You then can please report back here and explain the oddity, but also help improve the product for triggers/functions and maybe identify where there could possibly be improvements in documentation or recommended best practices using GitHub and Triggers/Functions.

@Try_Catch_Do_Nothing I don’t know who works weekends in Amer hours anymore, (used to be me) but the more you provide to just repro and build what you’re doing, the less guesswork they have to do, the more precise of a solution and an RCA that will come out of this…

Tyler_Kaye · April 15, 2023, 8:52pm

I agree. I think it is likely that going through the proper support channels is the best course of action here. I do see it taking about 2.5 minutes to startup. I see an error happening on startup that you can link to in whatever case you open. It seems that the following error occurs:

unable to register orphaned trigger

This causes the trigger to do a full extra retry cycle which is causing your delay.
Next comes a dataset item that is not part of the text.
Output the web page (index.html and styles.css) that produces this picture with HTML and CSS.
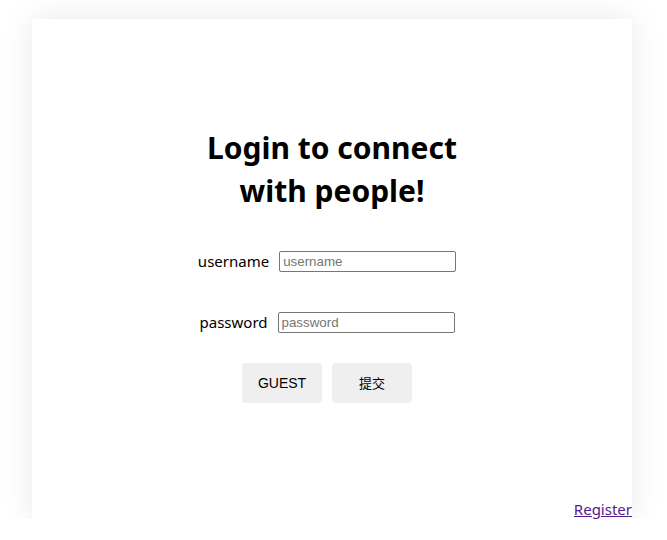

It then re-boots and it back to normal afterwards.

Try_Catch_Do_Nothing · April 15, 2023, 11:42pm

@Tyler_Kaye I went ahead and submitted a support ticket.
Off hand, do you know what the error message means? Is this something you’ve seen before?
Thanks

Try_Catch_Do_Nothing · April 24, 2023, 12:17am

Update for all:
This behavior is confirmed to be a bug with how triggers are setup with draft deployments in a new app:

When a new app is created using realm-cli push , it starts out in draft mode. Right now, we are creating some of the Trigger event elements before the app is actually deployed. Even though the app is not live, the Trigger-related events attempt to process anyway, which results in those events (and the Triggers associated with them) ending up in a failed state. After a few minutes, the events are retried and the Triggers become operational.

system · April 29, 2023, 12:17am

This topic was automatically closed 5 days after the last reply. New replies are no longer allowed.